In a gob-smacking climax to the first half of the play, Thelma enters hesitantly with a copy of The Times. Towards the back of the paper is Gus Crewe’s article. It’s an obituary. Reeling from the shock, Algy prods his body and mutters: ‘I’m still alive. Aren’t I?’
If I gave any more plot details, I’d spoil it. Suffice to say that the ‘bombs’ falling on and around Archy have darkly hilarious consequences, some effected by his publisher, Jason Ratcliffe. There are several digs at southerners in the play, but none more overt than in the mouth of Algy’s sickeningly smooth and brutal publisher, played by Laurence Pears. Pears stands tall and ignorant in his slickness and inhumanity. It’s a compliment to say that he gives a repulsive performance.

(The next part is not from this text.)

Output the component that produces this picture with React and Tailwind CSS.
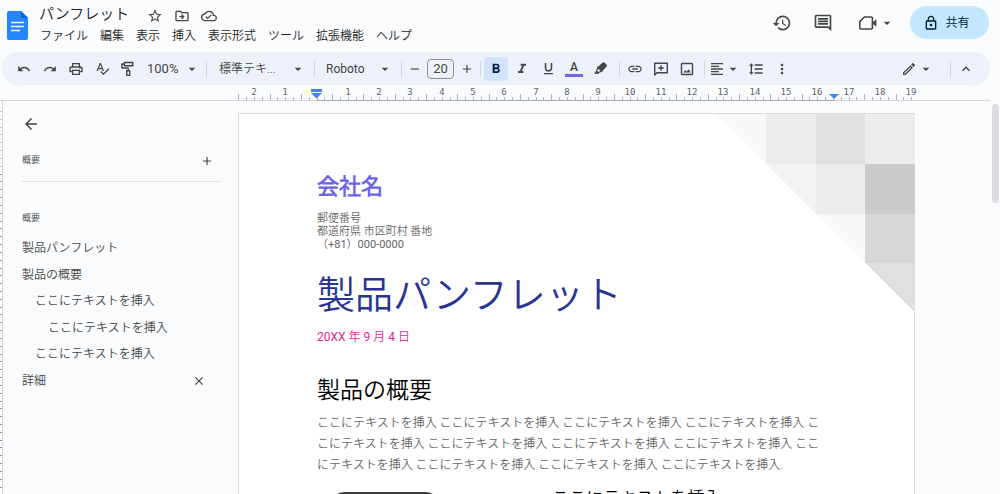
import {
  MdAdd,
  MdArrowBack,
  MdArrowDropDown,
  MdClose,
  MdFormatAlignLeft,
  MdFormatBold,
  MdFormatItalic,
  MdFormatLineSpacing,
  MdFormatUnderlined,
  MdHistory,
  MdKeyboardArrowUp,
  MdLink,
  MdMoreVert,
  MdOutlineCloudDone,
  MdOutlineComment,
  MdOutlineDriveFileMove,
  MdOutlineEdit,
  MdOutlineLock,
  MdOutlinePrint,
  MdRedo,
  MdRemove,
  MdSpellcheck,
  MdStarBorder,
  MdUndo,
} from 'react-icons/md';

const MENUS = ['ファイル', '編集', '表示', '挿入', '表示形式', 'ツール', '拡張機能', 'ヘルプ'];

const OUTLINE = [
  { label: '製品パンフレット', indent: 'pl-0' },
  { label: '製品の概要', indent: 'pl-0' },
  { label: 'ここにテキストを挿入', indent: 'pl-[13px]' },
  { label: 'ここにテキストを挿入', indent: 'pl-[26px]' },
  { label: 'ここにテキストを挿入', indent: 'pl-[13px]' },
  { label: '詳細', indent: 'pl-0', closable: true },
];

const BODY_TEXT = `${Array(12).fill('ここにテキストを挿入').join(' ')}.`;

const DocsLogo = () => (
  <svg viewBox="0 0 21 29" className="h-[29px] w-[21px] shrink-0">
    <path d="M2 0h12l7 7v20a2 2 0 0 1-2 2H2a2 2 0 0 1-2-2V2a2 2 0 0 1 2-2z" fill="#2684fc" />
    <path d="M14 0l7 7h-7z" fill="#0066da" />
    <path d="M4 11.5h13M4 15.5h13M4 19.5h9" stroke="#fff" strokeWidth="1.4" />
  </svg>
);

const PaintRollerIcon = () => (
  <svg viewBox="0 0 16 16" className="size-4" fill="none" stroke="currentColor" strokeWidth="1.4">
    <path d="M4.4 1.5h8.4v3.2H4.4zM4.4 3H2v4h6.2v2.6M6.7 9.8h3v4.6h-3z" strokeLinejoin="round" />
  </svg>
);

const HighlighterIcon = () => (
  <svg viewBox="0 0 16 16" className="size-4" fill="none" stroke="currentColor" strokeWidth="1.3">
    <path d="M5 6.400l-1.200 3.400L2.400 12h2.800l.8-.8 2.800-1z" />
    <path d="M2 12.600l1.800-2.800 2 1.800-.8 1z" fill="currentColor" strokeWidth="0" />
    <path d="M9.800 2.200a1 1 0 0 1 1.400 0l1.800 1.700a1 1 0 0 1 0 1.400L8.800 9.700 5.200 6.400z" fill="currentColor" />
  </svg>
);

const AddCommentIcon = () => (
  <svg viewBox="0 0 16 16" className="size-4" fill="none" stroke="currentColor" strokeWidth="1.4">
    <path d="M1.7 14V2.2h12.6v9.6H3.9z" strokeLinejoin="round" />
    <path d="M8 4.2v5.6M5.2 7h5.6" />
  </svg>
);

const ImageIcon = () => (
  <svg viewBox="0 0 16 16" className="size-4" fill="none" stroke="currentColor" strokeWidth="1.4">
    <rect x="2.5" y="2.5" width="11" height="11" rx="0.8" />
    <path d="M4.5 11.5l1.8-2.4 1.4 1.6 1.9-2.4 2.2 3.2z" fill="currentColor" strokeWidth="0" />
  </svg>
);

const VideoIcon = () => (
  <svg viewBox="0 0 20 20" className="size-5" fill="none" stroke="currentColor" strokeWidth="1.6">
    <path d="M6.4 4h6.8a1.2 1.2 0 0 1 1.2 1.2v9.6a1.2 1.2 0 0 1-1.2 1.2H3a1.2 1.2 0 0 1-1.2-1.2V8.6z" strokeLinejoin="round" />
    <path d="M14.2 9.8l4.2-3.6v7.6l-4.2-3.4z" fill="currentColor" strokeWidth="0" />
  </svg>
);

const Caret = () => <MdArrowDropDown className="pointer-events-none size-4 shrink-0" />;

const Divider = () => <span className="h-4 w-px shrink-0 bg-[#d3d6dc]" />;

const ToolButton = ({ label, className = 'w-[26px]', children }) => (
  <button
    type="button"
    aria-label={label}
    className={`flex h-6 shrink-0 items-center justify-center rounded ${className}`}
  >
    {children}
  </button>
);

const ToolSelect = ({ label, value, className, textClass }) => (
  <label className={`flex shrink-0 items-center ${className}`}>
    <select aria-label={label} className={`min-w-0 flex-1 appearance-none bg-transparent ${textClass}`}>
      <option>{value}</option>
    </select>
    <Caret />
  </label>
);

const Header = () => (
  <header className="flex h-[52px] shrink-0 items-start pl-[7px] pr-[11px]">
    <div className="pt-[11px]">
      <DocsLogo />
    </div>
    <div className="ml-[11px]">
      <div className="flex h-7 items-center">
        <h1 className="text-[15px] leading-7 text-[#1f1f1f]">パンフレット</h1>
        <div className="ml-[18px] mt-1 flex gap-[11px] text-[#444746]">
          <button type="button" aria-label="スター">
            <MdStarBorder className="size-4" />
          </button>
          <button type="button" aria-label="移動">
            <MdOutlineDriveFileMove className="size-4" />
          </button>
          <button type="button" aria-label="保存済み">
            <MdOutlineCloudDone className="size-4" />
          </button>
        </div>
      </div>
      <nav className="ml-px flex gap-3 text-xs text-[#1f1f1f]">
        {MENUS.map((menu) => (
          <button key={menu} type="button" className="whitespace-nowrap">
            {menu}
          </button>
        ))}
      </nav>
    </div>
    <div className="ml-auto flex items-center pt-[6px] text-[#444746]">
      <button type="button" aria-label="変更履歴">
        <MdHistory className="size-5" />
      </button>
      <button type="button" aria-label="コメント" className="ml-[21px]">
        <MdOutlineComment className="size-5" />
      </button>
      <button type="button" aria-label="ビデオ通話" className="ml-[25px] flex items-center gap-px">
        <VideoIcon />
        <Caret />
      </button>
      <button
        type="button"
        className="ml-[15px] flex h-[33px] w-[79px] items-center justify-center gap-[6px] rounded-full bg-[#c2e7ff] pr-[6px] text-xs text-[#001d35]"
      >
        <MdOutlineLock className="size-4" />
        共有
      </button>
    </div>
  </header>
);

const Toolbar = () => (
  <div className="ml-[2px] mr-[10px] flex h-[33px] shrink-0 items-center rounded-full bg-[#edf2fa] pl-[9px] pr-[11px] text-[#444746]">
    <ToolButton label="元に戻す"><MdUndo className="size-[14px]" /></ToolButton>
    <ToolButton label="やり直し"><MdRedo className="size-[14px]" /></ToolButton>
    <ToolButton label="印刷"><MdOutlinePrint className="size-4" /></ToolButton>
    <ToolButton label="スペルチェック"><MdSpellcheck className="size-[15px]" /></ToolButton>
    <ToolButton label="書式を貼り付け"><PaintRollerIcon /></ToolButton>
    <ToolSelect label="ズーム" value="100%" className="w-[65px] pl-[6px] pr-[6px]" textClass="text-[13px] font-normal" />
    <Divider />
    <ToolSelect label="スタイル" value="標準テキ..." className="w-[107px] pl-3 pr-2" textClass="text-xs" />
    <Divider />
    <ToolSelect label="フォント" value="Roboto" className="w-[86px] pl-[11px] pr-2" textClass="text-xs font-normal" />
    <Divider />
    <ToolButton label="縮小" className="w-[25px]"><MdRemove className="size-[14px]" /></ToolButton>
    <input
      aria-label="フォントサイズ"
      defaultValue="20"
      className="h-5 w-[27px] rounded border border-[#8e918f] bg-transparent text-center text-[13px] font-normal"
    />
    <ToolButton label="拡大"><MdAdd className="size-[14px]" /></ToolButton>
    <Divider />
    <ToolButton label="太字" className="ml-[3px] w-6 bg-[#d3e3fd] text-[#041e49]">
      <MdFormatBold className="size-4" />
    </ToolButton>
    <ToolButton label="斜体" className="ml-px w-[26px]"><MdFormatItalic className="size-4" /></ToolButton>
    <ToolButton label="下線"><MdFormatUnderlined className="size-[15px]" /></ToolButton>
    <ToolButton label="文字色">
      <span className="flex w-[18px] flex-col items-center border-b-[3px] border-[#7166e8] text-xs font-medium leading-[13px]">A</span>
    </ToolButton>
    <ToolButton label="ハイライト" className="mr-1 w-[28px]"><HighlighterIcon /></ToolButton>
    <Divider />
    <ToolButton label="リンク" className="ml-[2px] w-[26px]"><MdLink className="size-4" /></ToolButton>
    <ToolButton label="コメントを追加"><AddCommentIcon /></ToolButton>
    <ToolButton label="画像"><ImageIcon /></ToolButton>
    <span className="w-1" />
    <Divider />
    <ToolButton label="配置" className="ml-[2px] w-[36px]">
      <MdFormatAlignLeft className="size-4" />
      <Caret />
    </ToolButton>
    <ToolButton label="行間隔"><MdFormatLineSpacing className="size-4" /></ToolButton>
    <ToolButton label="その他"><MdMoreVert className="size-4" /></ToolButton>
    <div className="ml-auto flex items-center">
      <ToolButton label="編集モード" className="mr-4 gap-px">
        <MdOutlineEdit className="size-4" />
        <Caret />
      </ToolButton>
      <Divider />
      <ToolButton label="メニューを隠す" className="ml-[2px] w-[26px]">
        <MdKeyboardArrowUp className="size-4" />
      </ToolButton>
    </div>
  </div>
);

// Units are quarter centimetres, the zero point sits at the left margin
const CM = 31.3;
const ZERO = 78.5;

const HorizontalRuler = () => {
  const ticks = Array.from({ length: 87 }, (_, i) => i - 10);
  return (
    <div className="mr-[10px] flex h-4 shrink-0 border-b border-[#d5d7db] pl-[238px]">
      <svg viewBox="0 0 677 16" className="h-4 w-[677px] shrink-0 overflow-visible">
        {ticks.map((k) => {
          const x = Math.round(ZERO + (k * CM) / 4);
          const major = Math.abs(k % 4) === 2;
          return (
            <rect key={k} x={x} y={major ? 9 : 12} width="1" height={major ? 6 : 3} fill="#b0b3b8" />
          );
        })}
        <rect x="79" y="15" width="518" height="1" fill="#a8abb0" />
        {[-2, -1, ...Array.from({ length: 19 }, (_, i) => i + 1)].map((n) => (
          <text
            key={n}
            x={Math.round(ZERO + n * CM)}
            y="10"
            textAnchor="middle"
            className="fill-[#5f6368] font-['DejaVu_Sans_Mono',monospace] text-[9px]"
          >
            {Math.abs(n)}
          </text>
        ))}
        <path d="M73 4h11v3H73zM73 8h11l-5.500 5.500z" fill="#4285f4" />
        <path d="M591 9h10l-5 5z" fill="#4285f4" />
      </svg>
    </div>
  );
};

const VerticalRuler = () => (
  <svg className="h-full w-[2px] shrink-0">
    {Array.from({ length: 50 }, (_, i) => (
      <rect key={i} x="0" y={10 + Math.round((i * CM) / 4)} width="2" height="1" fill={i < 8 ? '#c4c6ca' : '#8f9297'} />
    ))}
  </svg>
);

const Sidebar = () => (
  <aside className="w-[236px] shrink-0 border-l border-[#d5d7db] pl-[19px] pr-[17px] text-[#444746]">
    <button type="button" aria-label="戻る" className="mt-[14px] block">
      <MdArrowBack className="size-[18px]" />
    </button>
    <div className="mt-4 flex h-6 items-center justify-between pr-[7px]">
      <h2 className="text-[9px]">概要</h2>
      <button type="button" aria-label="概要を追加">
        <MdAdd className="size-[14px]" />
      </button>
    </div>
    <hr className="mt-2 border-[#dfe1e5]" />
    <h2 className="mt-[28px] text-[9px] leading-4">概要</h2>
    <ul className="mt-[9px] grid h-[159px] auto-rows-fr text-xs">
      {OUTLINE.map((item, i) => (
        <li key={i} className={`flex items-center justify-between pr-[15px] ${item.indent}`}>
          <a href="#">{item.label}</a>
          {item.closable && (
            <button type="button" aria-label="削除">
              <MdClose className="size-[14px]" />
            </button>
          )}
        </li>
      ))}
    </ul>
  </aside>
);

const CornerPattern = () => (
  <svg viewBox="0 0 4 4" className="absolute -right-px top-0 size-[199px]" shapeRendering="crispEdges">
    <path d="M0 0h1v1z" fill="#f8f8f8" />
    <path d="M1 0h1v1H1z" fill="#ececec" />
    <path d="M2 0h1v1H2z" fill="#e0e0e0" />
    <path d="M3 0h1v1H3z" fill="#ececec" />
    <path d="M1 1h1v1z" fill="#f3f3f3" />
    <path d="M2 1h1v1H2z" fill="#ececec" />
    <path d="M3 1h1v1H3z" fill="#cbcbcb" />
    <path d="M2 2h1v1z" fill="#f8f8f8" />
    <path d="M3 2h1v1H3z" fill="#d7d7d7" />
    <path d="M3 3h1v1z" fill="#e0e0e0" />
  </svg>
);

const Page = () => (
  <article className="relative mt-3 min-h-full w-full max-w-[677px] border border-[#dadce0] bg-white px-[78px] pt-[59px]">
    <CornerPattern />
    <p className="text-[22px] font-bold leading-[28px] text-[#6d64e8]">会社名</p>
    <address className="mt-[11px] text-[11px] not-italic leading-[13px] text-[#666]">
      郵便番号
      <br />
      都道府県 市区町村 番地
      <br />
      <span className="font-normal">（+81）000-0000</span>
    </address>
    <h2 className="mt-5 text-[38px] leading-[48px] text-[#283592]">製品パンフレット</h2>
    <p className="mt-[10px] text-xs font-normal text-[#e5258c]">20XX 年 9 月 4 日</p>
    <h3 className="mt-[30px] text-[23px] leading-[32px] text-black">製品の概要</h3>
    <p className="mt-[6px] max-w-[512px] text-xs leading-[21px] text-[#666]">{BODY_TEXT}</p>
    <div className="mt-[10px] flex">
      <div className="ml-[12px] mt-[6px] h-[200px] w-[112px] rounded-2xl border-2 border-[#3c3c3c]" />
      <h4 className="ml-[111px] text-[17px] leading-6 text-black">ここにテキストを挿入</h4>
    </div>
  </article>
);

export default function App() {
  return (
    <div
      lang="ja"
      className="flex h-screen flex-col overflow-hidden bg-[#f9fbfd] font-['Roboto','Noto_Sans_CJK_JP_DemiLight','Noto_Sans_CJK_JP',sans-serif] font-[350]"
    >
      <Header />
      <Toolbar />
      <HorizontalRuler />
      <div className="flex min-h-0 flex-1">
        <VerticalRuler />
        <Sidebar />
        <main className="min-w-0 flex-1 overflow-hidden">
          <Page />
        </main>
        <div className="w-2 shrink-0 pt-[3px]">
          <div className="h-[99px] w-[7px] rounded-full bg-[#dadce0]" />
        </div>
      </div>
    </div>
  );
}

In Better Off Dead, Ayckbourn has achieved the remarkable feat of dramatising and staging for a live audience the workings of a writer’s mind. He takes the audience on a theatrical journey to reveal something of how an author’s imagination channels life experiences and emotions into the relatively safe realm of fiction. Coming from this major playwright, it rings true. I have one little niggle, only mentioned because Ayckbourn’s technical direction is meticulous: I do wish the laptop, almost a character itself, had functioned more realistically.
Ayckbourn is a grand master of theatre. Yet again, he has blended the multiple elements of playwriting and direction to make an organic whole, richer than the sum of its parts. Better Off Dead is a deeply satisfying entertainment, full of wit, wisdom and irony but most notably, it’s a work of great humanity which left me thinking. I’m still pondering the question posed in some of the publicity: Are fiction, misunderstandings and mistaken identity closer to the truth than they should be?
Sitting at the back of the auditorium for the performance I attended, was Alan Ayckbourn himself. At the end, he joined the rest of the audience in enthusiastic applause for the deserving cast. I wanted to applaud him, too.